● **Exercise details**:
Can you pull out each line of the data below that includes the word "React"?

-- BEGIN --

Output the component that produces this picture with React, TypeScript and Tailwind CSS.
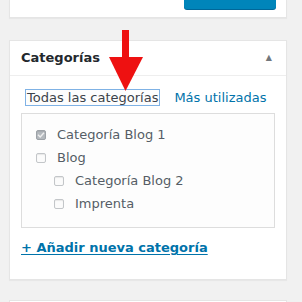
import React from 'react';

const items = [
  { label: 'Categoría Blog 1', checked: true, depth: 0 },
  { label: 'Blog', checked: false, depth: 0 },
  { label: 'Categoría Blog 2', checked: false, depth: 1 },
  { label: 'Imprenta', checked: false, depth: 1 },
];

const Checkbox = ({ checked }: { checked: boolean }) => (
  <span
    className={`flex h-[10px] w-[10px] items-center justify-center rounded-[2px] border ${
      checked ? 'border-[#9da2a7] bg-[#b4b9be]' : 'border-[#c3c6c9] bg-[#fbfbfb]'
    } shadow-[inset_0_1px_1px_rgba(0,0,0,0.08)]`}
  >
    {checked && (
      <svg width="8" height="8" viewBox="0 0 8 8">
        <path d="M1 3.8 L3.2 6 L7 1.8" stroke="#eeeeee" strokeWidth="1.4" fill="none" />
      </svg>
    )}
  </span>
);

export default function App() {
  return (
    <div
      className="relative h-[302px] w-[302px] overflow-hidden bg-[#f1f1f1] pl-[9px] pr-[15px]"
      style={{ fontFamily: '"DejaVu Sans", "Open Sans", sans-serif' }}
    >
      <div className="flex h-[18px] justify-end border-x border-b border-[#e5e5e5] bg-white pr-[10px] shadow-[0_1px_1px_rgba(0,0,0,0.04)]">
        <div className="h-[9px] w-[92px] rounded-b-[3px] bg-[#0085ba] shadow-[0_1px_0_#006799]" />
      </div>

      <div className="mt-[22px] h-[240px] border border-[#e5e5e5] bg-white shadow-[0_1px_1px_rgba(0,0,0,0.04)]">
        <div className="flex h-[35px] items-center justify-between border-b border-[#eeeeee] pl-[11px] pr-[14px]">
          <span className="text-[13px] font-bold text-[#23282d]">Categorías</span>
          <span className="text-[8px] text-[#72777c]">▲</span>
        </div>

        <div className="px-[11px] pt-[13px]">
          <div className="flex items-center gap-[14px] pl-[4px] text-[13px] leading-[15px]">
            <span className="border border-[#7fb2e5] bg-[#fdfdfd] px-[1px] text-[#3c434a]">Todas las categorías</span>
            <span className="text-[#0073aa]">Más utilizadas</span>
          </div>

          <div className="mt-[7px] h-[115px] border border-[#dddddd] bg-[#fdfdfd] pt-[9px] pl-[14px]">
            {items.map((item) => (
              <div
                key={item.label}
                className={`flex h-[23px] items-center gap-[11px] ${item.depth ? 'pl-[18px]' : ''}`}
              >
                <Checkbox checked={item.checked} />
                <span className="text-[13px] text-[#555d66]">{item.label}</span>
              </div>
            ))}
          </div>

          <div className="mt-[10px] text-[13px] font-bold text-[#0073aa] underline underline-offset-2">
            + Añadir nueva categoría
          </div>
        </div>
      </div>

      <div className="mt-[20px] h-[20px] border border-[#e5e5e5] bg-white" />

      <svg className="absolute left-[108px] top-[30px]" width="36" height="62" viewBox="0 0 36 62">
        <rect x="14" y="0" width="7" height="30" fill="#ee1111" />
        <polygon points="1,27 35,27 17.5,61" fill="#ee1111" />
      </svg>
    </div>
  );
}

-- END --

● **Output of the task**:
Output the component that produces this picture with React, TypeScript and Tailwind CSS.
import React from 'react';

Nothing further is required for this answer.